What you will do:
In the entries below, find the line with "Write a component" and the line with "import React from", then retype both and everything between them exactly. Do not copy the pictures.

[Begin Supplied data]

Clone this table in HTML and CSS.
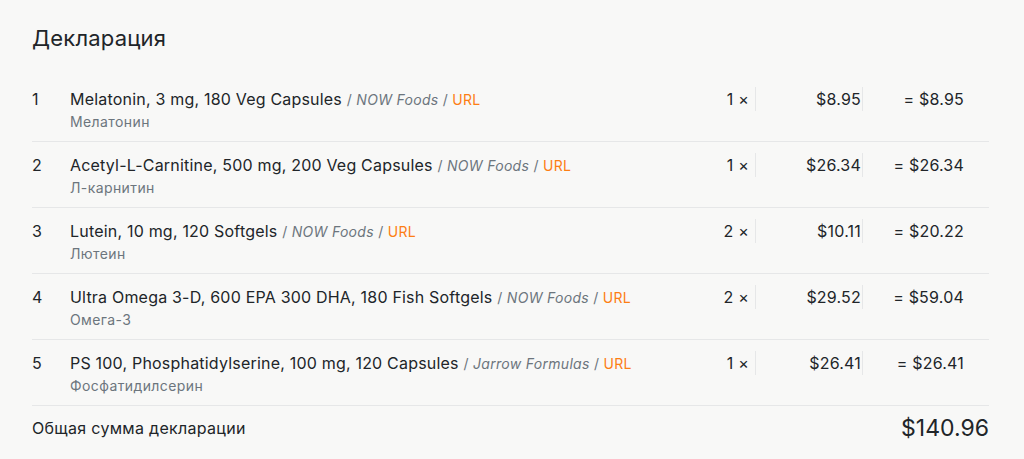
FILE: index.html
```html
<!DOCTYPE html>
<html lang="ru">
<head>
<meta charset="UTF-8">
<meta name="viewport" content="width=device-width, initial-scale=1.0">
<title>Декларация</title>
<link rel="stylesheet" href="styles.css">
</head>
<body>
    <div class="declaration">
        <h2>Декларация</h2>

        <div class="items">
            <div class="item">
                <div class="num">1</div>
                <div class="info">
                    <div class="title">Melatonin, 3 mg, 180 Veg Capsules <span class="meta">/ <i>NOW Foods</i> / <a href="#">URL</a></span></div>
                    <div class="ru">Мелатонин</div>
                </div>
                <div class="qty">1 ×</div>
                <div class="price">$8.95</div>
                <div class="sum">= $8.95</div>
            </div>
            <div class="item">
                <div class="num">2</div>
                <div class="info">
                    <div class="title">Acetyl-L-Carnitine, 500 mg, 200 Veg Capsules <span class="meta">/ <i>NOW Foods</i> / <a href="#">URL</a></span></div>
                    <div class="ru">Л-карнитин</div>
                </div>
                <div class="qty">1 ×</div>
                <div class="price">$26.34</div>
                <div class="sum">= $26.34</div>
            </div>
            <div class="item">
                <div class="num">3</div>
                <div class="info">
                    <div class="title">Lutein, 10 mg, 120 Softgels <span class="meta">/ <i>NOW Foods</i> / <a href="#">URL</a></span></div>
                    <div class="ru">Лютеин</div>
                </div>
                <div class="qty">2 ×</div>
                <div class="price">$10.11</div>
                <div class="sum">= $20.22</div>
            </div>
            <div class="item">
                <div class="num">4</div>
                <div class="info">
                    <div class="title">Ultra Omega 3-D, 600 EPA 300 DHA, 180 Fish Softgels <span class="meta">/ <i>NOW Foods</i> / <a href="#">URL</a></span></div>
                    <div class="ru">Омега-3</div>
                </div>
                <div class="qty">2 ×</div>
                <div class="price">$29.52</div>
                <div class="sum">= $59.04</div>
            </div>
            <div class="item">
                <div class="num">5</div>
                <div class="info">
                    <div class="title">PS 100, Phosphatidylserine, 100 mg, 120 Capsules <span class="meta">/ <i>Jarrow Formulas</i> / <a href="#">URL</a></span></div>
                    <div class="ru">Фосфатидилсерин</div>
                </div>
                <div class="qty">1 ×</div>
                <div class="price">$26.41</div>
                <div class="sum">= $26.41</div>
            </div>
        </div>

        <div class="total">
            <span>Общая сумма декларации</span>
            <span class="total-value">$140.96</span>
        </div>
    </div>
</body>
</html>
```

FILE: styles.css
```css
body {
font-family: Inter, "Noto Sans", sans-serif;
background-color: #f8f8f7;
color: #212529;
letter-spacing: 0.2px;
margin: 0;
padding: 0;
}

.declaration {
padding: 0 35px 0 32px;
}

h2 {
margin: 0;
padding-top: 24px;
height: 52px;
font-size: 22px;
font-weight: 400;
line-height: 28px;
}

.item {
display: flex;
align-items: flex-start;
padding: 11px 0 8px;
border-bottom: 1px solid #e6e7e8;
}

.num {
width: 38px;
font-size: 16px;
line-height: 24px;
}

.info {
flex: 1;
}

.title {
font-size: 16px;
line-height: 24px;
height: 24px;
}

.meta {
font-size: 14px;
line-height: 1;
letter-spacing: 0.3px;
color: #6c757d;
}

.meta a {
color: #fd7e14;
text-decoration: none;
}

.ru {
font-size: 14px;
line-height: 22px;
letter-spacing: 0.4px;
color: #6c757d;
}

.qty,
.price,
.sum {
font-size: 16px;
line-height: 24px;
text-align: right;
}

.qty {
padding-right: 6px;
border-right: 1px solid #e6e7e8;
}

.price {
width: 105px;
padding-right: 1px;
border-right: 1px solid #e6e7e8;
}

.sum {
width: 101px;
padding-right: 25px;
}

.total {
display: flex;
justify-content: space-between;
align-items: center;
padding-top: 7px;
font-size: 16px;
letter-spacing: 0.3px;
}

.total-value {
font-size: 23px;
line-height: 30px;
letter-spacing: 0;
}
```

[End Supplied data]
[Begin Supplied data]

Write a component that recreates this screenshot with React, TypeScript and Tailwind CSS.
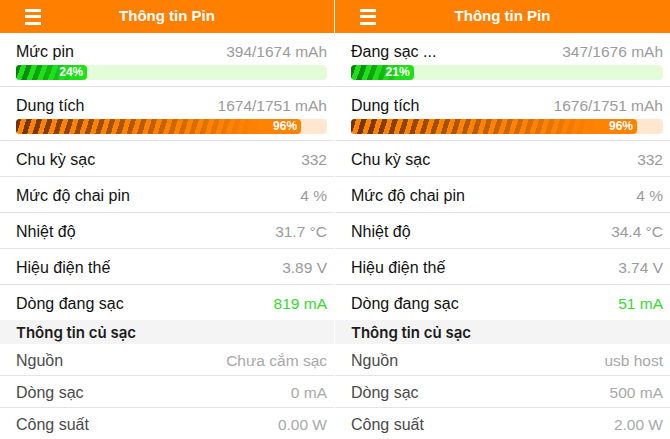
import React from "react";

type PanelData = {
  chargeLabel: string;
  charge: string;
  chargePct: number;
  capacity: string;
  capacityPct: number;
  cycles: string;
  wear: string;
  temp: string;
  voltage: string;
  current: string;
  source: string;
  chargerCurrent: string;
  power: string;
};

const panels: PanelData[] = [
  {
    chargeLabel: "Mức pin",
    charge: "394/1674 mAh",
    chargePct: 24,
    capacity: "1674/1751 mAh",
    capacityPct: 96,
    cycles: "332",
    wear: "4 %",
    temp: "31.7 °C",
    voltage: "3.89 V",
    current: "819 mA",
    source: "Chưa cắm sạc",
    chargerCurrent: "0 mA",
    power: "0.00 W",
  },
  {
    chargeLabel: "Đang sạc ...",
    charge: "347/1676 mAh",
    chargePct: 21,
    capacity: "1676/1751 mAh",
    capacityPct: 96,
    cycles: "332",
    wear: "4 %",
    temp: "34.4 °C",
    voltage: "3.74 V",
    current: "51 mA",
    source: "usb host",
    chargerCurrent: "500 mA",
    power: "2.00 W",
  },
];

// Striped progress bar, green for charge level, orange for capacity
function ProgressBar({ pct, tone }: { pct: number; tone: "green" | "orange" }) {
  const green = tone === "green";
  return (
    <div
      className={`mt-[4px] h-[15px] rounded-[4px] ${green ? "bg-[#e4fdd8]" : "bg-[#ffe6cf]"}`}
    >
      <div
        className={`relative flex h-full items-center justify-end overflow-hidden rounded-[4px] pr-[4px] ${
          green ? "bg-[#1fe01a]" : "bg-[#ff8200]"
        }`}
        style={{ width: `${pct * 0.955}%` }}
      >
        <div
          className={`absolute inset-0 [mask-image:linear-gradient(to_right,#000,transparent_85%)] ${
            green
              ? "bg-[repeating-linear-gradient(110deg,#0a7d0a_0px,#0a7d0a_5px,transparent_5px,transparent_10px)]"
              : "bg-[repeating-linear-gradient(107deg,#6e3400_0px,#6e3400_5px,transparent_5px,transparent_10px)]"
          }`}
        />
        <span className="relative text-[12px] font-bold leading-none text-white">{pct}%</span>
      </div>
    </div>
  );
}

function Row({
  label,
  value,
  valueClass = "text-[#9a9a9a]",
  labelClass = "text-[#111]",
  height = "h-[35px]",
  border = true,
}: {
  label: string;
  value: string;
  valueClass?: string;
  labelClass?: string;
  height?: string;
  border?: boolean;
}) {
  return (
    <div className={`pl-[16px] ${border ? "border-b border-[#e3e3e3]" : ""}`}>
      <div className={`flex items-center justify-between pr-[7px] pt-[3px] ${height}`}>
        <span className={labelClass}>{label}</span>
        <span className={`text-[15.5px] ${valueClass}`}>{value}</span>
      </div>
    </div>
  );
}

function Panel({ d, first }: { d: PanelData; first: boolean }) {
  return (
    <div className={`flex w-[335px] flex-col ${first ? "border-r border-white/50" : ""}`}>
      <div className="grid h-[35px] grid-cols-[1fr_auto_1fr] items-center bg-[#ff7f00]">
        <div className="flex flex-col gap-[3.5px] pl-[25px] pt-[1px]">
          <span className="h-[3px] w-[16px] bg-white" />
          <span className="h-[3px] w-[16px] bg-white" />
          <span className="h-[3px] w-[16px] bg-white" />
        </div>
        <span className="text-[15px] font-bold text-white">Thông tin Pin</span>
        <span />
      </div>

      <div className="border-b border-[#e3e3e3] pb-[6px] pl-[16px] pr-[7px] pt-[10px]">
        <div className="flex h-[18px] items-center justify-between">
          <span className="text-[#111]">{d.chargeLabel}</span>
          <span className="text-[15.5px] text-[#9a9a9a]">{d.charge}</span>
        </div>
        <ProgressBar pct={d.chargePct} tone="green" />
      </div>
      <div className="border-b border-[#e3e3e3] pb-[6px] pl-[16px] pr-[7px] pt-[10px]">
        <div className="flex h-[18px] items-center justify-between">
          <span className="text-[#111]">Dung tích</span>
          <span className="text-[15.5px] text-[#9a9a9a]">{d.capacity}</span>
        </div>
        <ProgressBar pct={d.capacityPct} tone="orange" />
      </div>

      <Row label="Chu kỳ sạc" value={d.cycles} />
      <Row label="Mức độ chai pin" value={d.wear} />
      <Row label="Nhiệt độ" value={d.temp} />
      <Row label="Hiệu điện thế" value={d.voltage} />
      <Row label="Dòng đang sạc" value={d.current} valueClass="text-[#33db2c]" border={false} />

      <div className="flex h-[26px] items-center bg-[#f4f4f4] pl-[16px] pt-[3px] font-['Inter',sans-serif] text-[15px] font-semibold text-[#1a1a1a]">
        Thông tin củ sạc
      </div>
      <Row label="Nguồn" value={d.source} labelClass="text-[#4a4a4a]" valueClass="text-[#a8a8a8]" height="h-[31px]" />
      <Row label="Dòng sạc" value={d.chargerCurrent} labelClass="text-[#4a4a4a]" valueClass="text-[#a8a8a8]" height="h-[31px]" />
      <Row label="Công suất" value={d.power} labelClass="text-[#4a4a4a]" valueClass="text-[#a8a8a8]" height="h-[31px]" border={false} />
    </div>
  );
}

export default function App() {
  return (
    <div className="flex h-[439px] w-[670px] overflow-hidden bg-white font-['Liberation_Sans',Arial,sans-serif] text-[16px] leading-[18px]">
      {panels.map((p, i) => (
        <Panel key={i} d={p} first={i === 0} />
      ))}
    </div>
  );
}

[End Supplied data]

Task response:
Write a component that recreates this screenshot with React, TypeScript and Tailwind CSS.
import React from "react";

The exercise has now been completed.